The album's been getting soft for a while now, but "There's A Place" shifts it back into gear.  A shimmering, incandescent number, it anticipates the more sophisticated songwriting of A Hard Day's Night and beyond, and the musical waves of The Byrds with its ringing, symphonic guitars (a generations worth of jangly pop bands in the 80's would strive for this sound - and miss).

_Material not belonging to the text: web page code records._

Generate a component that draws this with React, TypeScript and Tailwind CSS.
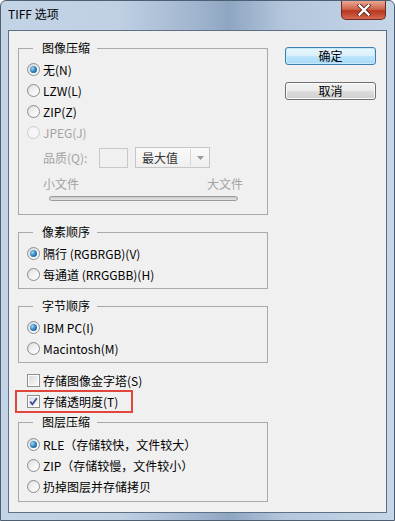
import React from "react";

const FONT = { fontFamily: '"Noto Sans CJK SC", "Noto Sans", sans-serif' };

function Radio({ on = false, disabled = false }: { on?: boolean; disabled?: boolean }) {
  return (
    <div
      className={
        "w-[13px] h-[13px] shrink-0 rounded-full border flex items-center justify-center " +
        (disabled
          ? "border-[#cfcfcf] bg-[#f3f3f3]"
          : "border-[#8e8e8e] bg-[linear-gradient(135deg,#d6d6d6,#f7f7f7_70%,#ffffff)]")
      }
    >
      {on ? (
        <div className="w-[7px] h-[7px] rounded-full bg-[radial-gradient(circle_at_35%_35%,#9ad6f7,#2c7ab8_55%,#0f4f86)]" />
      ) : (
        <div
          className={
            "w-[9px] h-[9px] rounded-full " +
            (disabled ? "bg-[#f6f6f6]" : "bg-[linear-gradient(135deg,#e4e4e4,#ffffff)]")
          }
        />
      )}
    </div>
  );
}

function Check({ on = false }: { on?: boolean }) {
  return (
    <div className="w-[13px] h-[13px] shrink-0 border border-[#8e8e8e] bg-white flex items-center justify-center">
      <div className="w-[9px] h-[9px] bg-[linear-gradient(135deg,#dcdcdc,#f8f8f8)] flex items-center justify-center">
        {on && (
          <svg width="9" height="9" viewBox="0 0 9 9">
            <path d="M1.2 4.6 L3.4 7.2 L7.8 1.2" fill="none" stroke="#3f4fa0" strokeWidth="1.8" />
          </svg>
        )}
      </div>
    </div>
  );
}

function RadioRow({
  label,
  on,
  disabled,
}: {
  label: string;
  on?: boolean;
  disabled?: boolean;
}) {
  return (
    <div className="h-[21px] flex items-center gap-[3px]">
      <Radio on={on} disabled={disabled} />
      <span className={"leading-[16px] " + (disabled ? "text-[#a3a3a3]" : "text-black")}>{label}</span>
    </div>
  );
}

function Group({
  title,
  children,
  className = "",
}: {
  title: string;
  children: React.ReactNode;
  className?: string;
}) {
  return (
    <fieldset className={"border border-[#a9a9a9] " + className}>
      <legend className="ml-[14px] pl-[9px] pr-[7px] leading-[16px] text-black">{title}</legend>
      {children}
    </fieldset>
  );
}

export default function App() {
  return (
    <div
      className="w-[395px] h-[521px] flex flex-col text-[12px] rounded-t-[6px] border border-[#4f5f73] bg-[linear-gradient(90deg,#c4d4e7_0%,#bfd0e4_30%,#9fb4cd_50%,#8fa6c2_58%,#b3c6dc_72%,#c6d6e9_100%)] overflow-hidden"
      style={FONT}
    >
      <div className="h-[29px] flex items-start shrink-0">
        <div className="pl-[7px] pt-[5px] leading-[16px] text-black">TIFF 选项</div>
        <div className="ml-auto mr-[8px] w-[45px] h-[19px] rounded-b-[5px] border border-t-0 border-[#6d2a22] bg-[linear-gradient(#eaa893,#d0644c_45%,#b8361f_55%,#d4694f)] flex items-center justify-center">
          <svg width="14" height="12" viewBox="0 0 14 12">
            <path d="M2.5 1.5 L11.5 10.5 M11.5 1.5 L2.5 10.5" stroke="#5a2118" strokeWidth="4" strokeLinecap="square" />
            <path d="M2.5 1.5 L11.5 10.5 M11.5 1.5 L2.5 10.5" stroke="#ffffff" strokeWidth="2.4" strokeLinecap="square" />
          </svg>
        </div>
      </div>

      <div className="mx-[7px] mb-[7px] flex-1 border border-[#5f6f84] bg-[#f0f0f0] flex">
        <div className="ml-[9px] w-[250px] pt-[9px] flex flex-col">
          <Group title="图像压缩">
            <div className="pl-[8px] pt-[3px]">
              <RadioRow label="无(N)" on />
              <RadioRow label="LZW(L)" />
              <RadioRow label="ZIP(Z)" />
              <RadioRow label="JPEG(J)" disabled />
            </div>
            <div className="pl-[24px] mt-[4px] h-[21px] flex items-center">
              <span className="text-[#a3a3a3] leading-[16px] w-[56px]">品质(Q):</span>
              <div className="w-[29px] h-[20px] border border-[#c9c9c9] bg-[#f0f0f0]" />
              <div className="ml-[7px] w-[75px] h-[21px] border border-[#c6c6c6] bg-[linear-gradient(#fafafa,#efefef)] flex items-center">
                <span className="pl-[6px] flex-1 text-[#333333] leading-[16px]">最大值</span>
                <div className="w-px h-[17px] bg-[#d6d6d6]" />
                <div className="w-[18px] flex items-center justify-center">
                  <svg width="7" height="4" viewBox="0 0 7 4">
                    <path d="M0 0 L7 0 L3.5 4 Z" fill="#9a9a9a" />
                  </svg>
                </div>
              </div>
            </div>
            <div className="pl-[24px] mt-[8px] w-[224px] flex justify-between text-[#a3a3a3] leading-[16px]">
              <span>小文件</span>
              <span>大文件</span>
            </div>
            <div className="ml-[30px] mt-[4px] mb-[13px] w-[189px] h-[5px] rounded-full border border-[#9a9a9a] bg-[linear-gradient(#c9c9c9,#e6e6e6)]" />
          </Group>

          <Group title="像素顺序" className="mt-[9px]">
            <div className="pl-[8px] pt-[3px] pb-[3px]">
              <RadioRow label="隔行 (RGBRGB)(V)" on />
              <RadioRow label="每通道 (RRGGBB)(H)" />
            </div>
          </Group>

          <Group title="字节顺序" className="mt-[9px]">
            <div className="pl-[8px] pt-[3px] pb-[3px]">
              <RadioRow label="IBM PC(I)" on />
              <RadioRow label="Macintosh(M)" />
            </div>
          </Group>

          <div className="mt-[7px] pl-[9px]">
            <div className="h-[21px] flex items-center gap-[3px]">
              <Check />
              <span className="leading-[16px]">存储图像金字塔(S)</span>
            </div>
            <div className="relative h-[21px] flex items-center gap-[3px]">
              <Check on />
              <span className="leading-[16px]">存储透明度(T)</span>
              <div className="absolute left-[-12px] top-[-1px] w-[118px] h-[23px] border-2 border-[#e0463c]" />
            </div>
          </div>

          <Group title="图层压缩" className="mt-[2px]">
            <div className="pl-[8px] pt-[4px] pb-[4px]">
              <RadioRow label="RLE（存储较快，文件较大）" on />
              <RadioRow label="ZIP（存储较慢，文件较小）" />
              <RadioRow label="扔掉图层并存储拷贝" />
            </div>
          </Group>
        </div>

        <div className="ml-[17px] pt-[16px] flex flex-col gap-[17px]">
          <div className="w-[91px] h-[18px] rounded-[3px] border border-[#3c7fb1] bg-[linear-gradient(#eaf6fd,#d9f0fc_50%,#bee6fd_50%,#a7d9f5)] shadow-[inset_0_0_0_1px_#c4e9fb] flex items-center justify-center leading-[16px] text-black">
            确定
          </div>
          <div className="w-[91px] h-[18px] rounded-[3px] border border-[#707070] bg-[linear-gradient(#f2f2f2,#ebebeb_50%,#dddddd_50%,#cfcfcf)] shadow-[inset_0_0_0_1px_#fbfbfb] flex items-center justify-center leading-[16px] text-black">
            取消
          </div>
        </div>
      </div>
    </div>
  );
}
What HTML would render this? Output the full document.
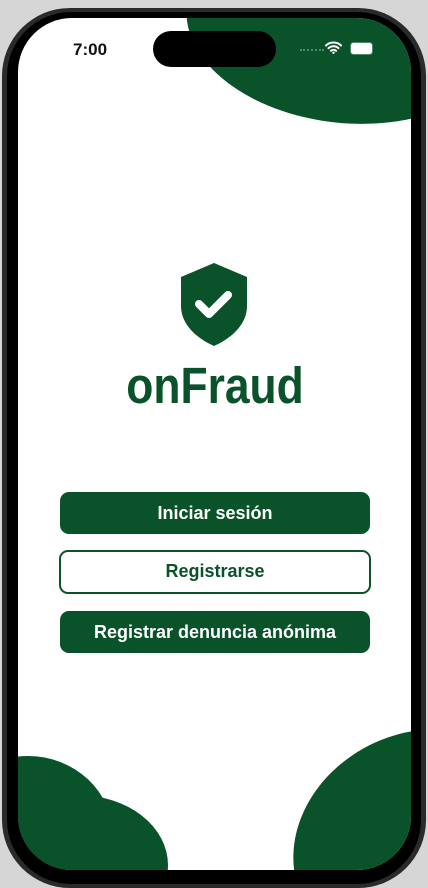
<!DOCTYPE html>
<html><head><meta charset="utf-8"><style>
html,body{margin:0;padding:0;width:428px;height:888px;overflow:hidden;background:#d6d6d6;font-family:"Liberation Sans",sans-serif}
.frame{position:absolute;left:2px;top:8px;width:424px;height:880px;border-radius:68px;background:#2a2a2a}
.frame2{position:absolute;left:7px;top:12px;width:414px;height:872px;border-radius:64px;background:#000}
.screen{position:absolute;left:18px;top:18px;width:393px;height:852px;border-radius:54px;background:#fff;overflow:hidden}
.g{background:#0a5229;position:absolute}
.btn{position:absolute;left:42px;width:310px;height:42px;border-radius:9px;background:#0a5229;color:#fff;font-weight:bold;font-size:18px;text-align:center;line-height:42px}
.btn.o{background:#fff;color:#0a5229;border:2px solid #0a5229;box-sizing:border-box;line-height:39px;left:41px;width:312px;height:44px}
</style></head><body>
<div class="frame"></div><div class="frame2"></div>
<div class="screen">
  <div class="g" style="left:168px;top:-95px;width:320px;height:200px;border-radius:50%;transform:rotate(6deg)"></div>
  <div style="position:absolute;left:55px;top:22px;font-size:17px;font-weight:bold;color:#111">7:00</div>
  <div style="position:absolute;left:135px;top:13px;width:123px;height:36px;border-radius:18px;background:#000"></div>
  <div style="position:absolute;left:282px;top:31px;width:24px;height:2px;border-top:2px dotted #4d8a65"></div>
  <svg style="position:absolute;left:307px;top:23px" width="17" height="13" viewBox="0 0 17 13"><path d="M1 4.5a11 11 0 0 1 15 0M3.5 7.2a7.5 7.5 0 0 1 10 0M6 9.8a3.8 3.8 0 0 1 5 0" stroke="#fff" stroke-width="2" fill="none" stroke-linecap="round"/><circle cx="8.5" cy="11.8" r="1.2" fill="#fff"/></svg>
  <div style="position:absolute;left:332px;top:24px;width:21px;height:11px;border-radius:3.5px;background:#fff;border:1px solid #4d8a65"></div>
  <svg style="position:absolute;left:162px;top:244px" width="68" height="85" viewBox="0 0 68 85"><path d="M34 1 L67 15 L67 44 C67 62 52 76 34 84 C16 76 1 62 1 44 L1 15 Z" fill="#0a5229"/><path d="M19 42 L29 52 L48 33" stroke="#fff" stroke-width="8" fill="none" stroke-linecap="round" stroke-linejoin="round"/></svg>
  <div style="position:absolute;left:0;width:393px;top:338px;text-align:center;font-size:51px;font-weight:bold;color:#0a5229;letter-spacing:0px"><span style="display:inline-block;transform:scaleX(0.87)">onFraud</span></div>
  <div class="btn" style="top:474px">Iniciar sesión</div>
  <div class="btn o" style="top:532px">Registrarse</div>
  <div class="btn" style="top:593px">Registrar denuncia anónima</div>
  <div class="g" style="left:-75px;top:738px;width:170px;height:160px;border-radius:50%"></div>
  <div class="g" style="left:-30px;top:777px;width:180px;height:140px;border-radius:50%"></div>
  <div class="g" style="left:272px;top:715px;width:260px;height:220px;border-radius:50%;transform:rotate(-25deg)"></div>
</div>
</body></html>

With great albums, you know when the end has come.  Here you know it when the band kicks into "Twist and Shout", another soul thumper they made their own - so much so that few remember the Isley Bros original (much less the Top Notes).  No reason they should.  The Isley's version was a throwaway.  The Beatles' - a last stand. With the band riding another powerhouse Ringo beat (the rhythm kicks so hard you don't even notice the song is actually pretty slow-tempo) and Lennon cutting loose with a spoon-size shredded vocal (the next time someone complains about singer with less-than-pretty voices being unable to sing, slap this on) as they tear up each chord, each lick, each drumroll, building up to the mounting series of "aaaaaah -aaaaaaaah-AAAAAAAH-AAAAAAAWOW!"'s that drive the chorus back into the verse time and again.  When they slam into the final crash of drums`n'chords, you know you've heard something final.